* BEGIN *

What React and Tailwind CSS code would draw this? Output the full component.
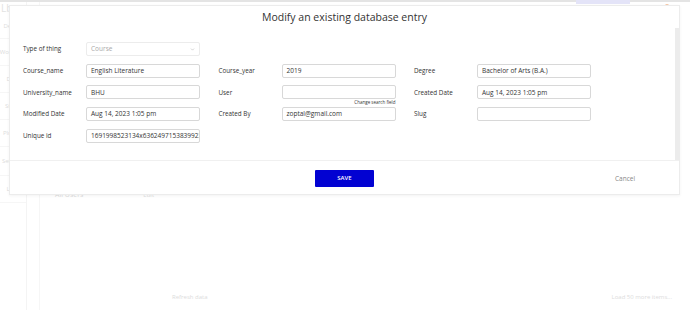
import { ChevronDown } from 'lucide-react';

const rows = [
  [
    { label: 'Type of thing', value: 'Course', select: true },
    null,
    null,
  ],
  [
    { label: 'Course_name', value: 'English Literature' },
    { label: 'Course_year', value: '2019' },
    { label: 'Degree', value: 'Bachelor of Arts (B.A.)' },
  ],
  [
    { label: 'University_name', value: 'BHU' },
    { label: 'User', value: '', hint: 'Change search field' },
    { label: 'Created Date', value: 'Aug 14, 2023 1:05 pm' },
  ],
  [
    { label: 'Modified Date', value: 'Aug 14, 2023 1:05 pm' },
    { label: 'Created By', value: 'zoptal@gmail.com' },
    { label: 'Slug', value: '' },
  ],
  [
    { label: 'Unique id', value: '1691998523134x6362497153839923' },
    null,
    null,
  ],
];

function Field({ field }) {
  if (!field) return <div className="w-[195.5px]" />;
  return (
    <div className="flex items-center w-[195.5px]">
      <span className="w-[63px] text-[6.3px] text-[#333]">{field.label}</span>
      <div className="relative">
        <div
          className={`flex items-center justify-between w-[114px] h-[14px] px-[4px] rounded-[2px] border bg-white text-[6.5px] whitespace-nowrap overflow-hidden ${
            field.select ? 'border-[#ececec] text-[#aaa]' : 'border-[#d8d8d8] text-[#333]'
          }`}
        >
          <span>{field.value}</span>
          {field.select && <ChevronDown className="w-[5px] h-[5px] text-[#bbb] shrink-0" strokeWidth={3} />}
        </div>
        {field.hint && (
          <span className="absolute right-0 top-[14px] text-[4.5px] text-[#333] whitespace-nowrap">
            {field.hint}
          </span>
        )}
      </div>
    </div>
  );
}

export default function App() {
  return (
    <div
      className="relative w-[690px] h-[310px] overflow-hidden bg-white"
      style={{ fontFamily: '"Open Sans", "Liberation Sans", sans-serif' }}
    >
      {/* Background editor page */}
      <div className="h-[2px] bg-[#e4e4e4] relative">
        <div className="absolute left-[576px] top-0 w-[54px] h-[4px] bg-[#e4e4f8]" />
        <div className="absolute left-[665px] top-[4px] w-[4px] h-[3px] rounded-full bg-[#f6c9a8]" />
      </div>
      <div className="flex h-[308px]">
        <div className="w-[27px] border-r border-[#f4f4f4] flex flex-col text-[6px] text-[#dcdcdc]">
          <div className="h-[12px] pl-[1px] text-[10px] leading-[12px] text-[#e2e2e2]">Lb</div>
          <div className="h-[25px] flex items-center justify-center border-b border-[#f6f6f6] whitespace-nowrap">Design</div>
          <div className="h-[27px] flex items-center justify-center border-b border-[#f6f6f6] whitespace-nowrap">Workflow</div>
          <div className="h-[27px] flex items-center justify-center border-b border-[#f6f6f6] whitespace-nowrap">Data</div>
          <div className="h-[27px] flex items-center justify-center border-b border-[#f6f6f6] whitespace-nowrap">Styles</div>
          <div className="h-[27px] flex items-center justify-center border-b border-[#f6f6f6] whitespace-nowrap">Plugins</div>
          <div className="h-[29px] flex items-center justify-center border-b border-[#f6f6f6] whitespace-nowrap">Settings</div>
          <div className="h-[27px] flex items-center justify-center border-b border-[#f6f6f6]">Logs</div>
        </div>
        <div className="w-[13px] border-r border-[#f6f6f6]" />
        <div className="flex-1 flex flex-col text-[6px] text-[#dcdcdc]">
          <div className="h-[188px]" />
          <div className="flex items-center h-[10px] pl-[15px] gap-[60px]">
            <span className="text-[7px]">All Users</span>
            <span>Edit</span>
          </div>
          <div className="flex-1" />
          <div className="flex items-center h-[20px] mb-[3px] pl-[132px] pr-[18px]">
            <span>Refresh data</span>
            <span className="ml-auto">Load 50 more items...</span>
          </div>
        </div>
      </div>

      {/* Modal */}
      <div className="absolute left-[9px] top-[5px] w-[671px] h-[190px] bg-white border border-[#ececec] shadow-[0_1px_3px_rgba(0,0,0,0.05)] flex flex-col">
        <div className="relative h-[154px]">
          <div className="absolute right-0 top-[22px] w-[4px] h-[132px] bg-[#ececec]" />
          <h1 className="text-center text-[10.5px] text-[#333] pt-[4px] leading-[15px]">
            Modify an existing database entry
          </h1>
          <div className="flex flex-col gap-[7.7px] pl-[13px] pt-[17px]">
            {rows.map((row, i) => (
              <div key={i} className="flex">
                {row.map((f, j) => (
                  <Field key={j} field={f} />
                ))}
              </div>
            ))}
          </div>
        </div>
        <div className="flex-1 border-t border-[#f0f0f0] flex items-center relative">
          <button className="mx-auto mt-[2px] w-[59px] h-[17px] rounded-[1px] bg-[#0202d2] text-white text-[6px] font-semibold">
            SAVE
          </button>
          <span className="absolute left-[605px] top-[13px] text-[6.5px] text-[#888]">Cancel</span>
        </div>
      </div>
    </div>
  );
}
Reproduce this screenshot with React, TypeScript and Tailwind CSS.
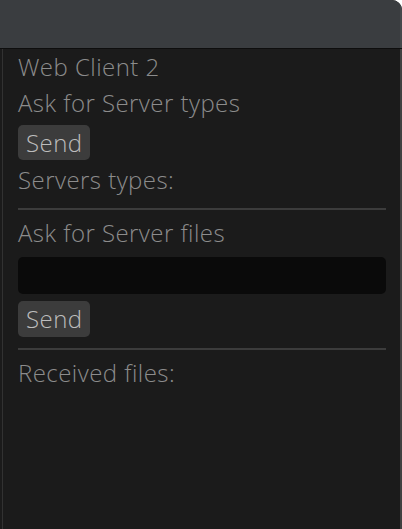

* END *

Write the entries above out again exactly, but not the pictures.

What React and Tailwind CSS code would draw this? Output the full component.
import { ChevronDown } from 'lucide-react';

const rows = [
  [
    { label: 'Type of thing', value: 'Course', select: true },
    null,
    null,
  ],
  [
    { label: 'Course_name', value: 'English Literature' },
    { label: 'Course_year', value: '2019' },
    { label: 'Degree', value: 'Bachelor of Arts (B.A.)' },
  ],
  [
    { label: 'University_name', value: 'BHU' },
    { label: 'User', value: '', hint: 'Change search field' },
    { label: 'Created Date', value: 'Aug 14, 2023 1:05 pm' },
  ],
  [
    { label: 'Modified Date', value: 'Aug 14, 2023 1:05 pm' },
    { label: 'Created By', value: 'zoptal@gmail.com' },
    { label: 'Slug', value: '' },
  ],
  [
    { label: 'Unique id', value: '1691998523134x6362497153839923' },
    null,
    null,
  ],
];

function Field({ field }) {
  if (!field) return <div className="w-[195.5px]" />;
  return (
    <div className="flex items-center w-[195.5px]">
      <span className="w-[63px] text-[6.3px] text-[#333]">{field.label}</span>
      <div className="relative">
        <div
          className={`flex items-center justify-between w-[114px] h-[14px] px-[4px] rounded-[2px] border bg-white text-[6.5px] whitespace-nowrap overflow-hidden ${
            field.select ? 'border-[#ececec] text-[#aaa]' : 'border-[#d8d8d8] text-[#333]'
          }`}
        >
          <span>{field.value}</span>
          {field.select && <ChevronDown className="w-[5px] h-[5px] text-[#bbb] shrink-0" strokeWidth={3} />}
        </div>
        {field.hint && (
          <span className="absolute right-0 top-[14px] text-[4.5px] text-[#333] whitespace-nowrap">
            {field.hint}
          </span>
        )}
      </div>
    </div>
  );
}

export default function App() {
  return (
    <div
      className="relative w-[690px] h-[310px] overflow-hidden bg-white"
      style={{ fontFamily: '"Open Sans", "Liberation Sans", sans-serif' }}
    >
      {/* Background editor page */}
      <div className="h-[2px] bg-[#e4e4e4] relative">
        <div className="absolute left-[576px] top-0 w-[54px] h-[4px] bg-[#e4e4f8]" />
        <div className="absolute left-[665px] top-[4px] w-[4px] h-[3px] rounded-full bg-[#f6c9a8]" />
      </div>
      <div className="flex h-[308px]">
        <div className="w-[27px] border-r border-[#f4f4f4] flex flex-col text-[6px] text-[#dcdcdc]">
          <div className="h-[12px] pl-[1px] text-[10px] leading-[12px] text-[#e2e2e2]">Lb</div>
          <div className="h-[25px] flex items-center justify-center border-b border-[#f6f6f6] whitespace-nowrap">Design</div>
          <div className="h-[27px] flex items-center justify-center border-b border-[#f6f6f6] whitespace-nowrap">Workflow</div>
          <div className="h-[27px] flex items-center justify-center border-b border-[#f6f6f6] whitespace-nowrap">Data</div>
          <div className="h-[27px] flex items-center justify-center border-b border-[#f6f6f6] whitespace-nowrap">Styles</div>
          <div className="h-[27px] flex items-center justify-center border-b border-[#f6f6f6] whitespace-nowrap">Plugins</div>
          <div className="h-[29px] flex items-center justify-center border-b border-[#f6f6f6] whitespace-nowrap">Settings</div>
          <div className="h-[27px] flex items-center justify-center border-b border-[#f6f6f6]">Logs</div>
        </div>
        <div className="w-[13px] border-r border-[#f6f6f6]" />
        <div className="flex-1 flex flex-col text-[6px] text-[#dcdcdc]">
          <div className="h-[188px]" />
          <div className="flex items-center h-[10px] pl-[15px] gap-[60px]">
            <span className="text-[7px]">All Users</span>
            <span>Edit</span>
          </div>
          <div className="flex-1" />
          <div className="flex items-center h-[20px] mb-[3px] pl-[132px] pr-[18px]">
            <span>Refresh data</span>
            <span className="ml-auto">Load 50 more items...</span>
          </div>
        </div>
      </div>

      {/* Modal */}
      <div className="absolute left-[9px] top-[5px] w-[671px] h-[190px] bg-white border border-[#ececec] shadow-[0_1px_3px_rgba(0,0,0,0.05)] flex flex-col">
        <div className="relative h-[154px]">
          <div className="absolute right-0 top-[22px] w-[4px] h-[132px] bg-[#ececec]" />
          <h1 className="text-center text-[10.5px] text-[#333] pt-[4px] leading-[15px]">
            Modify an existing database entry
          </h1>
          <div className="flex flex-col gap-[7.7px] pl-[13px] pt-[17px]">
            {rows.map((row, i) => (
              <div key={i} className="flex">
                {row.map((f, j) => (
                  <Field key={j} field={f} />
                ))}
              </div>
            ))}
          </div>
        </div>
        <div className="flex-1 border-t border-[#f0f0f0] flex items-center relative">
          <button className="mx-auto mt-[2px] w-[59px] h-[17px] rounded-[1px] bg-[#0202d2] text-white text-[6px] font-semibold">
            SAVE
          </button>
          <span className="absolute left-[605px] top-[13px] text-[6.5px] text-[#888]">Cancel</span>
        </div>
      </div>
    </div>
  );
}
Reproduce this screenshot with React, TypeScript and Tailwind CSS.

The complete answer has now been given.